For prime contractors evaluating how to systematize sub-tier identity chain visibility, our prime contractor capabilities describe how unified FSO console access extends identity verification tracking across prime and sub-tier relationships. For the corresponding security officer perspective on managing these records, see our FSO platform overview, and for the DCSA audit documentation context, see our companion guide on DCSA facility clearance audit readiness.
When a Subcontractor Has a Security Incident: Prime Accountability
If a subcontractor employee is involved in a security incident — unauthorized disclosure, adverse information report, or insider threat concern — the prime PSO is a required participant in the response process. NISPOM Section 1-102 insider threat program requirements apply to both the prime and the sub, and when the incident involves an individual with access to prime program information, the prime's ITPCO coordinates with DCSA regardless of whether the employee is prime or sub-tier personnel.

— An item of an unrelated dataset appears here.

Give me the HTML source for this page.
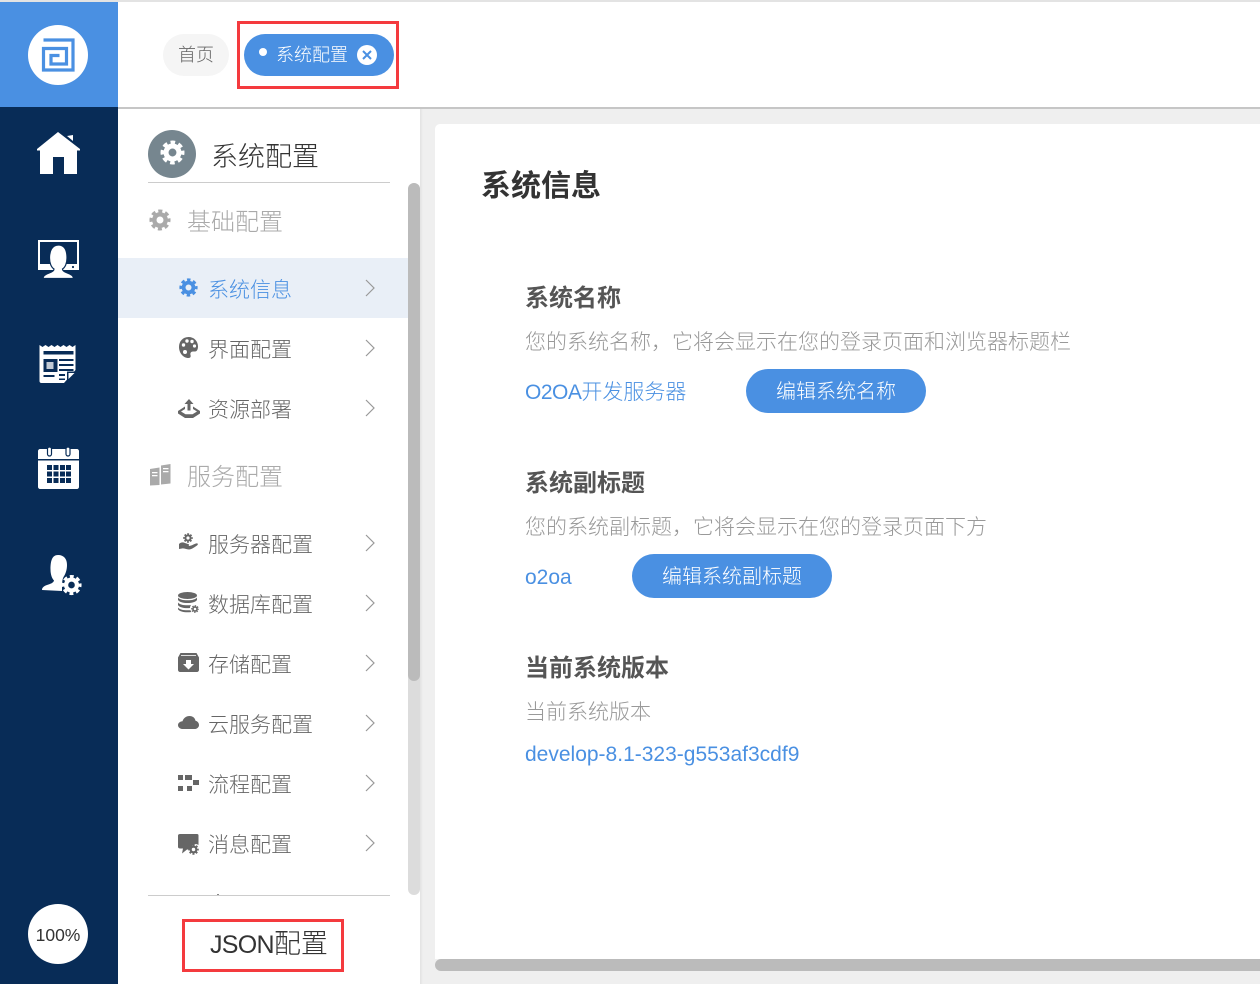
<!DOCTYPE html>
<html lang="zh"><head><meta charset="utf-8"><title>系统配置</title>
<style>
html,body{margin:0;padding:0;background:#fff}
body{position:relative;width:1260px;height:984px;overflow:hidden;font-family:"Liberation Sans","Noto Sans CJK SC",sans-serif;font-weight:300}
.a{position:absolute;display:block}
.t{position:absolute;white-space:nowrap;line-height:40px;height:40px}
.i{position:absolute;overflow:visible}
.row{font-size:21px;color:#666;left:208px}
.h{font-size:24px;color:#aaa;left:187px}
.st{font-size:24px;font-weight:700;color:#555;left:525px}
.d{font-size:21px;color:#999;left:525px}
.l{font-size:21px;color:#4a90e2;left:525px}
.btn{position:absolute;background:#4a90e2;color:#fff;border-radius:22px;height:44px;line-height:47px;text-align:center;font-size:20px;white-space:nowrap}
.ch{position:absolute;left:363.500px;width:12px;height:20px}
</style></head><body>
<svg width="0" height="0" style="position:absolute"><defs>
<symbol id="gear" viewBox="0 0 24 24"><circle cx="12" cy="12" r="6.200" fill="none" stroke="currentColor" stroke-width="4.800"/><circle cx="12" cy="12" r="9.800" fill="none" stroke="currentColor" stroke-width="3.400" stroke-dasharray="4.400 3.300" stroke-dashoffset="2.200"/></symbol>
<symbol id="chev" viewBox="0 0 12 20"><path d="M2 2l8 8-8 8" fill="none" stroke="#999" stroke-width="1.200"/></symbol>
</defs></svg>

<!-- top -->
<div class="a" style="left:0;top:0;width:1260px;height:2px;background:#e3e3e3"></div>
<div class="a" style="left:118px;top:107px;width:1142px;height:2px;background:#c6c6c6"></div>
<div class="a" style="left:420px;top:109px;width:840px;height:875px;background:#efefef"></div>
<div class="a" style="left:420px;top:109px;width:3px;height:875px;background:linear-gradient(90deg,#e2e2e2,#efefef)"></div>
<div class="a" style="left:435px;top:124px;width:825px;height:835px;background:#fff;border-top-left-radius:5px"></div>
<div class="a" style="left:435px;top:959px;width:825px;height:12px;background:#bbb;border-radius:6px 0 0 6px"></div>

<!-- left nav -->
<div class="a" style="left:0;top:2px;width:118px;height:105px;background:#4a90e2"></div>
<div class="a" style="left:0;top:107px;width:118px;height:877px;background:#082c57"></div>
<div class="a" style="left:28px;top:25px;width:60px;height:60px;border-radius:50%;background:#fff"></div>
<svg class="i" style="left:41px;top:38px" width="34" height="34" viewBox="0 0 34 34" fill="none" stroke="#4a90e2" stroke-width="3.200">
<path d="M2.500 2H32V32H2.500V10.500H25.500V26H10V17.500H18.500"/></svg>

<svg class="i" style="left:36px;top:131px" width="46" height="44" viewBox="0 0 46 44" fill="#fff"><path d="M22 1L1 18v1.500h3V43h13V26h11v17h13V19.500h3V18z"/><path d="M31 5l6-1v6z"/></svg>

<svg class="i" style="left:37px;top:239px" width="43" height="40" viewBox="0 0 43 40"><path d="M2 2h39v27H2z" fill="none" stroke="#fff" stroke-width="2"/><path d="M1 25h41v6H1z" fill="#fff"/><circle cx="36" cy="28" r="1.100" fill="#082c57"/><path d="M6 39.500c0-3 3-4.500 6-5.500 2.500-.8 5-1.800 5-4-2.500-1.500-4.500-5.500-4.500-11C12.500 12 15 6 21.500 6S30 12 30 19c0 5.500-2 9.500-4.500 11 0 2.200 2.500 3.200 5 4 3 1 6 2.500 6 5.500z" fill="#fff" stroke="#082c57" stroke-width="1.200"/></svg>

<svg class="i" style="left:39px;top:344px" width="39" height="39" viewBox="0 0 39 39"><path d="M.5 1l3 2 3-2 3 2 3-2 3 2 3-2 3 2 3-2 3 2 3-2 3 2 3-2V26L25 39H2.500C1 39 .5 38 .5 37z" fill="#fff"/><path d="M4.500 7h30v3.500h-30z" fill="#082c57"/><path d="M4.500 15h14v13h-14z" fill="#082c57"/><path d="M7.500 18h7v7h-7z" fill="#fff" opacity=".75"/><path d="M20 15h14.500v2H20zM20 20h14.500v2H20zM20 25h14.500v2H20zM4.500 31h11v2h-11zM20 30h6v2h-6zM20 34.500h6v1.500h-6z" fill="#082c57"/><path d="M38 27.500L28 37.500V27.500z" fill="#082c57"/><path d="M29.500 29h6L29.500 35z" fill="#fff"/></svg>

<svg class="i" style="left:38px;top:446px" width="42" height="44" viewBox="0 0 42 44"><path d="M2 3h37c1 0 2 1 2 2v8H0V5c0-1 1-2 2-2zM0 14.500h41V41c0 1-1 2-2 2H2c-1 0-2-1-2-2z" fill="#fff"/><rect x="9.500" y="1" width="4" height="9" rx="2" fill="#fff" stroke="#082c57" stroke-width="1.200"/><rect x="28" y="1" width="4" height="9" rx="2" fill="#fff" stroke="#082c57" stroke-width="1.200"/><g fill="#082c57"><path d="M9 19h5v5H9zM15.500 19h5v5h-5zM22 19h5v5h-5zM28 19h5v5h-5zM9 25.500h5v5H9zM15.500 25.500h5v5h-5zM22 25.500h5v5h-5zM28 25.500h5v5h-5zM9 32h5v5H9zM15.500 32h5v5h-5zM22 32h5v5h-5zM28 32h5v5h-5z"/></g></svg>

<svg class="i" style="left:42px;top:554px" width="40" height="44" viewBox="0 0 40 44"><path d="M0 36c0-2.500 2-4 5-5 3-1 6.500-2 7-4.500-2-2-3.500-6-3.500-11C8.500 7 10 1 16 1s9 4 9 10c0 5-1.500 9-3.500 12-1 2-1.500 5-1.500 8v6z" fill="#fff"/><svg x="19" y="20" width="21" height="22" viewBox="0 0 24 24" color="#fff"><use href="#gear"/></svg></svg>

<div class="a" style="left:28px;top:904px;width:60px;height:60px;border-radius:50%;background:#fff;color:#333;font-size:17.500px;text-align:center;line-height:62px;font-weight:300">100%</div>

<!-- tabs -->
<div class="a" style="left:163px;top:34px;width:66px;height:42px;border-radius:21px;background:#f5f5f5;text-align:center;line-height:43px;font-size:18px;color:#666">首页</div>
<div class="a" style="left:244px;top:34px;width:150px;height:42px;border-radius:21px;background:#4a90e2"></div>
<div class="a" style="left:259px;top:48px;width:8px;height:8px;border-radius:50%;background:#fff"></div>
<div class="t" style="left:276px;top:35px;font-size:18px;color:#fff">系统配置</div>
<svg class="i" style="left:357px;top:45px" width="20" height="20" viewBox="0 0 20 20"><circle cx="10" cy="10" r="10" fill="#fff"/><path d="M6 6l8 8M14 6l-8 8" stroke="#4a90e2" stroke-width="2"/></svg>
<div class="a" style="left:237px;top:21px;width:156px;height:62px;border:3px solid #f43a3e"></div>

<!-- side menu -->
<div class="a" style="left:408px;top:183px;width:12px;height:712px;background:#dcdcdc;border-radius:6px"></div>
<div class="a" style="left:408px;top:183px;width:12px;height:498px;background:#bbb;border-radius:6px"></div>
<div class="a" style="left:148px;top:130px;width:48px;height:48px;border-radius:50%;background:#76868f"></div>
<svg class="i" style="left:160px;top:140px;color:#fff" width="25" height="25"><use href="#gear"/></svg>
<div class="t" style="left:211px;top:137px;font-size:27px;color:#333">系统配置</div>
<div class="a" style="left:148px;top:182px;width:242px;height:1px;background:#ccc"></div>
<svg class="i" style="left:149px;top:209px;color:#aaa" width="22" height="22"><use href="#gear"/></svg>
<div class="t h" style="top:203px">基础配置</div>

<div class="a" style="left:118px;top:258px;width:290px;height:60px;background:#e9eff7"></div>
<svg class="i" style="left:179px;top:278px;color:#4a90e2" width="19" height="19"><use href="#gear"/></svg>
<div class="t row" style="top:271px;color:#4a90e2">系统信息</div>
<svg class="ch" style="top:278px"><use href="#chev"/></svg>

<svg class="i" style="left:179px;top:337px" width="19" height="21" viewBox="0 0 19 21"><path d="M9.500 0C4 0 0 4.200 0 10s4 11 9.500 11c2 0 2.500-1.500 2-3-.5-2 .5-3.500 2.500-3.500h2C18 14.500 19 12 19 9.500 19 4 15 0 9.500 0z" fill="#666"/><g fill="#fff"><circle cx="4.500" cy="8" r="1.700"/><circle cx="8" cy="4" r="1.700"/><circle cx="13" cy="4.500" r="1.700"/><circle cx="15.500" cy="9" r="1.600"/><circle cx="6" cy="15" r="2"/></g></svg>
<div class="t row" style="top:331px">界面配置</div>
<svg class="ch" style="top:338px"><use href="#chev"/></svg>

<svg class="i" style="left:178px;top:399px" width="22" height="20" viewBox="0 0 22 20" fill="#666"><path d="M11 0l4.500 5h-3v6.500h-3V5h-3z"/><path d="M7 7.500L0 12v2.500L7 19h8l7-4.500V12l-7-4.500v2.500l4 2.500-4.500 2.800h-7L3 12.500 7 10z"/></svg>
<div class="t row" style="top:391px">资源部署</div>
<svg class="ch" style="top:398px"><use href="#chev"/></svg>

<svg class="i" style="left:150px;top:464px" width="21" height="22" viewBox="0 0 21 22" fill="#aaa"><path d="M0 5l9.500-1.500V21L0 21.500z"/><path d="M11 1.500L20.500 0v19.500L11 20.500z"/><path d="M2 8h5.500v1.300H2zM2 11h5.500v1.300H2zM13 4h5.500v1.300H13zM13 7h5.500v1.300H13z" fill="#fff"/></svg>
<div class="t h" style="top:458px">服务配置</div>

<svg class="i" style="left:179px;top:531px" width="20" height="20" viewBox="0 0 20 20" fill="#666"><path d="M0 13c2-2 4-2 6-1l3 1c1.500 0 1.500 2 0 2H6.500h3.500c2 0 5-2 7-2.500 2-.5 2.500 1 1 2-3 2-5.500 4-8 4-3 0-5-1.500-7-1L0 18z"/></svg>
<svg class="i" style="left:183px;top:533px;color:#666" width="10" height="10"><use href="#gear"/></svg>
<div class="t row" style="top:526px">服务器配置</div>
<svg class="ch" style="top:533px"><use href="#chev"/></svg>

<svg class="i" style="left:178px;top:592px" width="21" height="21" viewBox="0 0 21 21" fill="#666"><ellipse cx="9.500" cy="3.500" rx="9.500" ry="3.500"/><path d="M0 5.500c1.500 2 5 2.800 9.500 2.800S17.500 7.500 19 5.500V8c-1.500 2-5 3-9.500 3S1.500 10 0 8zM0 10.500c1.500 2 5 2.800 9.500 2.800 1.300 0 2.500 0 3.500-.3-.7 1-1 2-1 3-.8.100-1.600.100-2.500.100-4.500 0-8-1-9.500-3zM0 15.500c1.500 2 5 2.800 9.500 2.800h3c.3.800.5 1.200 1 1.700-1.300.2-2.700.3-4 .3-4.500 0-8-1-9.500-3z"/></svg>
<svg class="i" style="left:191px;top:605px;color:#666" width="8" height="8"><use href="#gear"/></svg>
<div class="t row" style="top:586px">数据库配置</div>
<svg class="ch" style="top:593px"><use href="#chev"/></svg>

<svg class="i" style="left:178px;top:653px" width="21" height="19" viewBox="0 0 21 19"><path d="M2.500 0h16l2.500 4.500V17c0 1-1 2-2 2H2c-1 0-2-1-2-2V4.500z" fill="#666"/><path d="M3 2.500h15" stroke="#fff" stroke-width=".8"/><path d="M8 7h5v4h3l-5.500 5.500L5 11h3z" fill="#fff"/></svg>
<div class="t row" style="top:646px">存储配置</div>
<svg class="ch" style="top:653px"><use href="#chev"/></svg>

<svg class="i" style="left:178px;top:716px" width="21" height="13" viewBox="0 0 21 15" preserveAspectRatio="none"><path d="M5 15C2 15 0 13 0 10.500S2 6.300 4.500 6C5.500 2.500 8 0 11.500 0c3.500 0 5.500 2.500 6 5.500 2 .5 3.500 2.500 3.500 5 0 2.500-2 4.500-4.500 4.500z" fill="#666"/></svg>
<div class="t row" style="top:706px;left:208px">云服务配置</div>
<svg class="ch" style="top:713px"><use href="#chev"/></svg>

<svg class="i" style="left:178px;top:775px" width="21" height="16" viewBox="0 0 21 16" fill="#666"><path d="M0 0h5v5H0zM7 0h7v5H7zM15 5h6v5h-6zM0 11h5v5H0zM9 11h5v5H9z"/></svg>
<div class="t row" style="top:766px">流程配置</div>
<svg class="ch" style="top:773px"><use href="#chev"/></svg>

<svg class="i" style="left:178px;top:834px" width="22" height="20" viewBox="0 0 22 20"><path d="M2 0h17c1 0 1.500.5 1.500 1.500V11c-2-1.500-5-1-6.500 1-1 1.500-1 3-.5 3.500H9L4 19.500 5 14.500H2c-1 0-2-.5-2-1.500V1.500C0 .5 1 0 2 0z" fill="#666"/></svg>
<svg class="i" style="left:188px;top:844px;color:#666" width="11" height="11"><use href="#gear"/></svg>
<div class="t row" style="top:826px">消息配置</div>
<svg class="ch" style="top:833px"><use href="#chev"/></svg>

<div class="a" style="left:148px;top:895px;width:242px;height:1px;background:#ccc"></div>
<div class="a" style="left:217px;top:894px;width:2px;height:1px;background:#888"></div>
<div class="a" style="left:182px;top:919px;width:156px;height:47px;border:3px solid #f43a3e"></div>
<div class="t" style="left:210px;top:924px;font-size:27px;color:#333"><span style="font-size:25px;letter-spacing:-.7px">JSON</span>配置</div>

<!-- content -->
<div class="t" style="left:481px;top:167px;font-size:30px;font-weight:700;color:#333">系统信息</div>

<div class="t st" style="top:279px">系统名称</div>
<div class="t d" style="top:323px">您的系统名称，它将会显示在您的登录页面和浏览器标题栏</div>
<div class="t l" style="top:373px"><span style="letter-spacing:-.5px">O2OA</span>开发服务器</div>
<div class="btn" style="left:746px;top:369px;width:180px">编辑系统名称</div>

<div class="t st" style="top:464px">系统副标题</div>
<div class="t d" style="top:508px">您的系统副标题，它将会显示在您的登录页面下方</div>
<div class="t l" style="top:558px">o2oa</div>
<div class="btn" style="left:632px;top:554px;width:200px">编辑系统副标题</div>

<div class="t st" style="top:649px">当前系统版本</div>
<div class="t d" style="top:693px">当前系统版本</div>
<div class="t l" style="top:735px">develop-8.1-323-g553af3cdf9</div>
</body></html>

The quality of the prime's oversight documentation directly affects the speed and effectiveness of the incident response. A prime that can immediately produce a verified identity record, complete access authorization history, and clearance verification log for a sub-tier individual is in a materially stronger position than one that must first locate the subcontractor's FSO, request documentation, and wait for records that may be incomplete. Incident response timelines — including DCSA reporting requirements — do not pause while prime PSOs reconstruct sub-tier identity records.
Building the sub-tier identity chain documentation before an incident is required — not as an optional oversight enhancement but as the operational foundation of a credible security program. The prime's program security accountability ends at the boundary of what they have documented and verified, not at the boundary of what they have assumed.